Waste not, want not; Jevons Paradox.

Projecting backwards from my reading on peak oil mitigation WI it was an article of faith from the start of the Industrial Revolution to squeeze every last drop from resource inputs? So industry generated electricty from it's waste heat and reused/recycled/sold its waste products, electrcity generation plants used waste heat to heat nearby buildings, these sort of synergistic things. Now before people think that greater energy/resource efficiency leads to less energy/resource use Jevon paradox states the opposite; greater efficiency leads to greater consumption.

So how do we develop in a world where there is far more electricty generation available from the get-go and more quantity/diverse outputs from industry? Would we have suffered a resource driven collapse, or transcended resurce limitations, or something else again?
 
Projecting backwards from my reading on peak oil mitigation WI it was an article of faith from the start of the Industrial Revolution to squeeze every last drop from resource inputs? So industry generated electricty from it's waste heat and reused/recycled/sold its waste products, electrcity generation plants used waste heat to heat nearby buildings, these sort of synergistic things. Now before people think that greater energy/resource efficiency leads to less energy/resource use Jevon paradox states the opposite; greater efficiency leads to greater consumption.

So how do we develop in a world where there is far more electricty generation available from the get-go and more quantity/diverse outputs from industry? Would we have suffered a resource driven collapse, or transcended resurce limitations, or something else again?

Seems unlikely to me. If the ruthlessly profit-maximizing businessmen of the industrial age weren't doing it in our timeline, that means it was probably not cost-effective. The two reasons that spring to mind that might explain it being so are first, that that kind of thing is inherently more trouble than its worth, and second, that there was a market failure, with either costs or benefits not properly internalized.

The second case is more helpful to your proposition.
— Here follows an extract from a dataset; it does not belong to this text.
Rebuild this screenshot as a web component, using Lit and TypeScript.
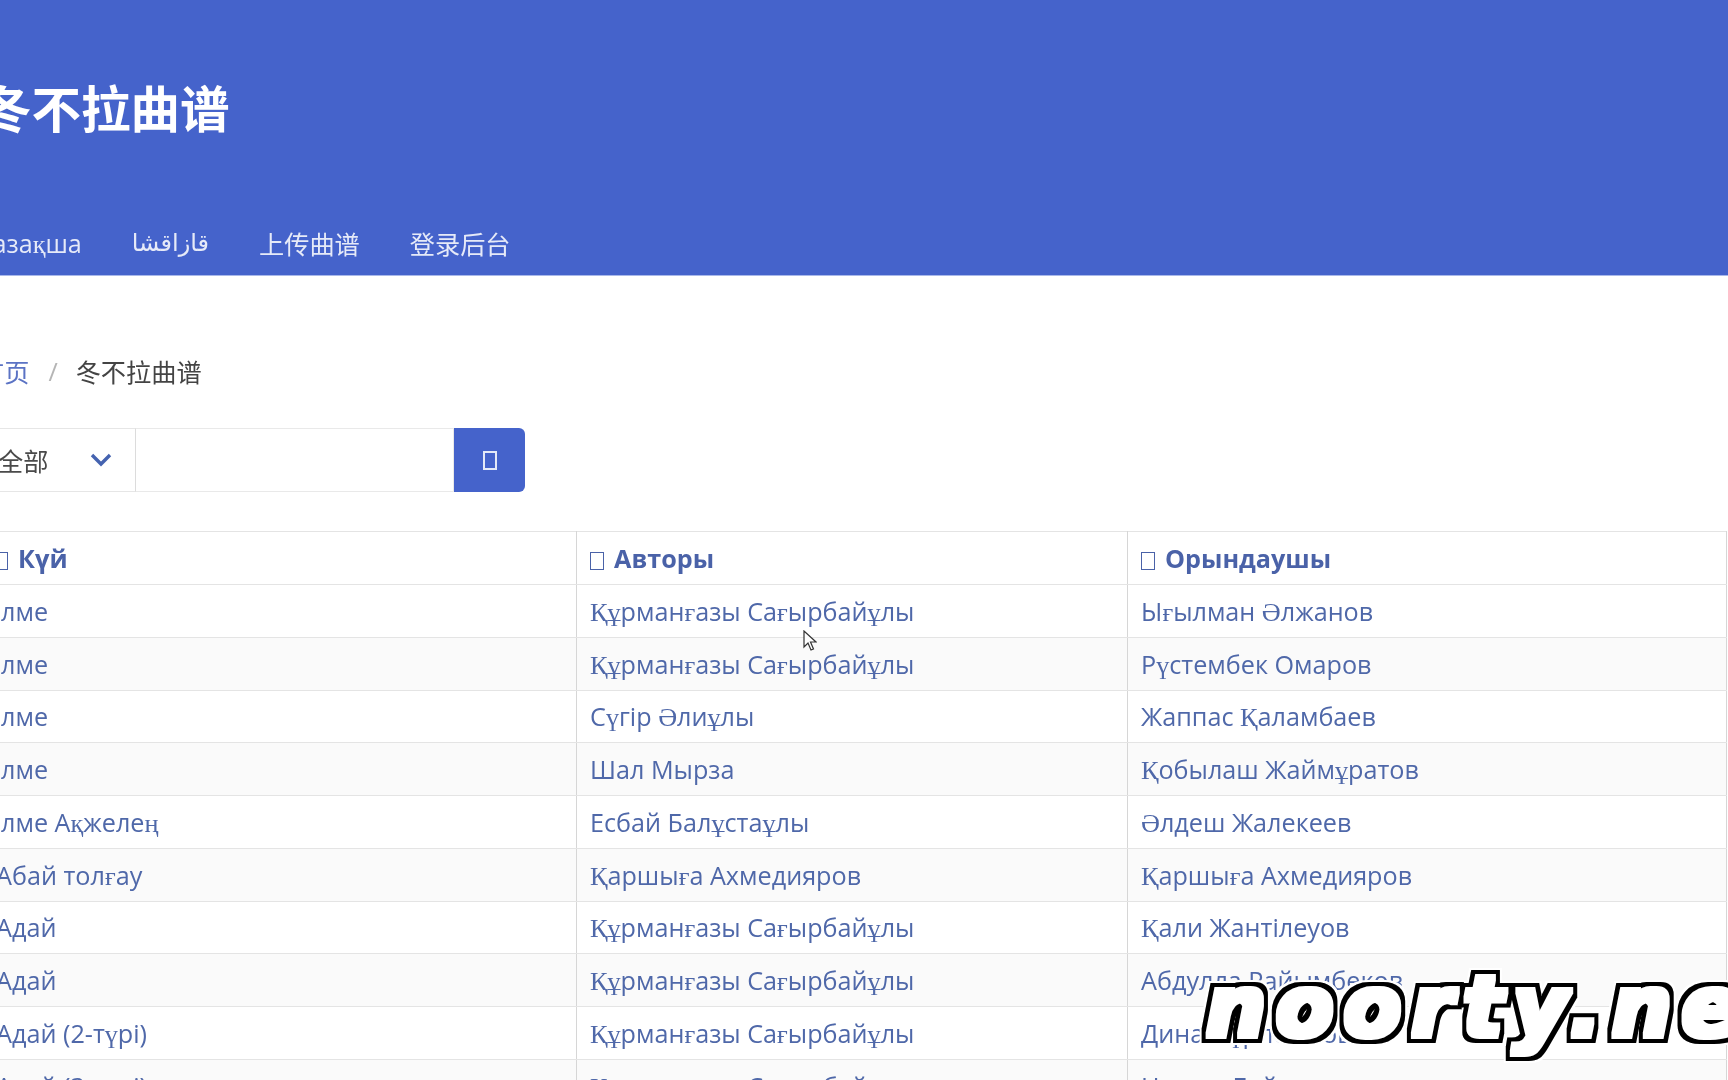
import { LitElement, html, css } from "lit";
import { customElement } from "lit/decorators.js";

const rows: [string, string, string][] = [
  ["лме", "Құрманғазы Сағырбайұлы", "Ығылман Әлжанов"],
  ["лме", "Құрманғазы Сағырбайұлы", "Рүстембек Омаров"],
  ["лме", "Сүгір Әлиұлы", "Жаппас Қаламбаев"],
  ["лме", "Шал Мырза", "Қобылаш Жаймұратов"],
  ["лме Ақжелең", "Есбай Балұстаұлы", "Әлдеш Жалекеев"],
  ["Абай толғау", "Қаршыға Ахмедияров", "Қаршыға Ахмедияров"],
  ["Адай", "Құрманғазы Сағырбайұлы", "Қали Жантілеуов"],
  ["Адай", "Құрманғазы Сағырбайұлы", "Абдулла Райымбеков"],
  ["Адай (2-түрі)", "Құрманғазы Сағырбайұлы", "Дина Нұрпейісова"],
  ["Адай (3-түрі)", "Құрманғазы Сағырбайұлы", "Нұрым Байжанов"],
];

const kaz = (s: string) =>
  s.split(/([ҚқҒғҰұҮүҢңӘә]+)/).map((p, i) => (i % 2 ? html`<span class="kz">${p}</span>` : p));

@customElement("app-root")
export class AppRoot extends LitElement {
  static styles = css`
    :host { display: block; width: 1728px; height: 1080px; overflow: hidden; position: relative; background: #fff;
      font-family: "Open Sans", "Noto Sans CJK SC", sans-serif; font-size: 25.2px; color: #4a4a4a; filter: blur(0.35px); }
    header { height: 276px; background: #4563cb; border-bottom: 1px solid #a9b8ea; box-sizing: border-box;
      display: flex; flex-direction: column; margin-left: -19px; }
    h1 { margin: 80px 0 0 1px; font: 700 49.5px/54px "Noto Sans CJK SC", sans-serif; color: #fff; }
    nav { display: flex; gap: 50px; margin-top: 92px; margin-left: -6px; color: #e6eaf8; line-height: 34px;
      font-family: "Noto Sans CJK SC", sans-serif; }
    nav .cy { font-family: "Open Sans", sans-serif; }
    nav .ar { font-family: "DejaVu Sans", sans-serif; font-size: 24px; }
    .crumb { display: flex; align-items: center; margin: 78px 0 0 -21px; height: 34px;
      font-family: "Noto Sans CJK SC", sans-serif; color: #444; }
    .crumb a { color: #5b73c4; }
    .crumb i { font-style: normal; color: #b5b5b5; margin: 0 18px 0 19px; font-family: "Open Sans", sans-serif; }
    .search { display: flex; height: 64px; margin: 40px 0 0 -42px; width: 567px; }
    .select { width: 178px; box-sizing: border-box; border: 1px solid #e6e6e6; border-right: 1px solid #dcdcdc;
      display: flex; align-items: center; justify-content: space-between; padding: 0 22px 0 39px;
      font-family: "Noto Sans CJK SC", sans-serif; color: #4a4a4a; }
    .input { flex: 1; box-sizing: border-box; border: 1px solid #e9e9e9; border-left: 0; }
    .btn { width: 71px; background: #4563cb; border-radius: 0 6px 6px 0; display: flex; align-items: center; justify-content: center; }
    .btn b { display: block; width: 10px; height: 15px; border: 2px solid #e4e9f8; }
    table { border-collapse: collapse; table-layout: fixed; width: 1741px; margin: 39px 0 0 -15px; color: #4f68a9; }
    col.a { width: 591px; } col.b { width: 551px; } col.c { width: 599px; }
    th, td { border: 1.5px solid #e4e4e4; border-left: 1.5px solid #d6d6d6; border-right: 1.5px solid #d6d6d6;
      text-align: left; padding: 0 13px; white-space: nowrap; overflow: hidden; }
    th { height: 52px; color: #4a62a8; font-weight: 700; }
    td { height: 51.75px; }
    th:first-child { padding-left: 8px; }
    td:first-child { padding-left: 10px; }
    tr.n td:first-child { padding-left: 15px; }
    tr.s td { background: #fafafa; }
    th em { display: inline-block; box-sizing: border-box; width: 14px; height: 18px; border: 1.5px solid #4a62a8;
      margin-right: 10px; vertical-align: -2px; }
    .kz { font-family: "Liberation Serif", serif; font-size: 26.2px; }
    .cursor { position: absolute; left: 803px; top: 630px; }
    .defs { position: absolute; width: 0; height: 0; }
    .mark { position: absolute; left: 1206px; top: 952px; white-space: nowrap; font: italic 700 84px/110px "DejaVu Sans", sans-serif;
      color: #fff; letter-spacing: 10px; filter: url(#wm); }
  `;

  render() {
    return html`
      <svg class="defs" aria-hidden="true">
        <filter id="wm" x="-5%" y="-10%" width="110%" height="120%" color-interpolation-filters="sRGB">
          <feMorphology in="SourceAlpha" operator="dilate" radius="3" result="body" />
          <feMorphology in="SourceAlpha" operator="dilate" radius="7" result="edge" />
          <feMorphology in="SourceAlpha" operator="dilate" radius="9" result="halo" />
          <feFlood flood-color="#fff" result="w" />
          <feFlood flood-color="#000" result="k" />
          <feComposite in="w" in2="halo" operator="in" result="haloW" />
          <feComposite in="k" in2="edge" operator="in" result="edgeK" />
          <feComposite in="w" in2="body" operator="in" result="bodyW" />
          <feMerge><feMergeNode in="haloW" /><feMergeNode in="edgeK" /><feMergeNode in="bodyW" /></feMerge>
        </filter>
      </svg>
      <header>
        <h1>冬不拉曲谱</h1>
        <nav>
          <span class="cy">${kaz("Қазақша")}</span>
          <span class="ar">قازاقشا</span>
          <span>上传曲谱</span>
          <span>登录后台</span>
        </nav>
      </header>
      <div class="crumb"><a>首页</a><i>/</i><span>冬不拉曲谱</span></div>
      <div class="search">
        <div class="select"><span>全部</span>
          <svg width="24" height="16" viewBox="0 0 24 16"><path d="M3 3l9 9 9-9" fill="none" stroke="#4563b0" stroke-width="3.4"/></svg>
        </div>
        <div class="input"></div>
        <div class="btn"><b></b></div>
      </div>
      <table>
        <colgroup><col class="a" /><col class="b" /><col class="c" /></colgroup>
        <thead>
          <tr><th><em></em>Күй</th><th><em></em>Авторы</th><th><em></em>Орындаушы</th></tr>
        </thead>
        <tbody>
          ${rows.map((r, i) => html`<tr class="${i % 2 ? "s" : ""} ${i < 5 ? "n" : ""}">${r.map((c) => html`<td>${kaz(c)}</td>`)}</tr>`)}
        </tbody>
      </table>
      <svg class="cursor" width="14" height="22" viewBox="0 0 14 22"><path d="M1 1v16l4-4 3 7 2.500-1-3-7h5.500z" fill="#fff" stroke="#333" stroke-width="1.200"/></svg>
      <div class="mark">noorty.net</div>
    `;
  }
}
But even there, I have my doubts. The usual way of correcting a market failure is state intervention, which I have a hard time seeing the governments of OTL's industrial era undertaking. They lacked the intellectual grounding and bureaucratic apparatus, IMO. The term "market failure" wasn't even invented until the 1950s, after all.

As an aside, I wouldn't trust the peak oil doomers.
 
Apparently there are a myriad of laws inibiting the full extraction of value from resource inputs.

My favourite law is the US anti-trust law from the 30s that states a company which owns a regulated business like a power utility cannot own an unregulated business like a tram company. This killed the electrcity-tram synergy which made trams less competitive. Similarly there are laws in the US which make it illegal for non-utilities to provide electricity to the grid, so industry can't effectively harness their waste heat to use/sell as electricity.

What's a peak oil doomer? Someone who thinks we'll be over-run by neo-Vikings when civilisation collapes, rather than emphasising the non-oil options we have available?
 
Apparently there are a myriad of laws inibiting the full extraction of value from resource inputs.

My favourite law is the US anti-trust law from the 30s that states a company which owns a regulated business like a power utility cannot own an unregulated business like a tram company. This killed the electrcity-tram synergy which made trams less competitive. Similarly there are laws in the US which make it illegal for non-utilities to provide electricity to the grid, so industry can't effectively harness their waste heat to use/sell as electricity.

I'd be interested in hearing more details about these laws.

What's a peak oil doomer? Someone who thinks we'll be over-run by neo-Vikings when civilisation collapes, rather than emphasising the non-oil options we have available?

Pretty much, yeah.
 
http://en.wikipedia.org/wiki/Recycled_Energy_Development

Tom Casten runs this company, he says somewhere in the references that a major reason that energy isn't recycled is because it's illegal.

I can't find the bit on electricty and trams but I stumbled on it from the tram end of the argument.

BTW I'm thinking of energy recycling as a secondary arm of industry, once a plant is up and running installing a waste heat recycling boiler-generator would be a way to cut costs/increase profits.
 
http://en.wikipedia.org/wiki/Recycled_Energy_Development

Tom Casten runs this company, he says somewhere in the references that a major reason that energy isn't recycled is because it's illegal.

I can't find the bit on electricty and trams but I stumbled on it from the tram end of the argument.

BTW I'm thinking of energy recycling as a secondary arm of industry, once a plant is up and running installing a waste heat recycling boiler-generator would be a way to cut costs/increase profits.

I can't find the bit in the references, but I've only had time to glance through them. Assuming for the sake of argument that he is right, my gut feeling is that these laws would date to the late nineteenth century or later, which is quite some time after the dawn of the industrial era. If that is the case, you would probably have to shift your POD to that sort of time frame - having a different legal framework established, that kind of thing. I don't feel qualified to speculate on what form that might take.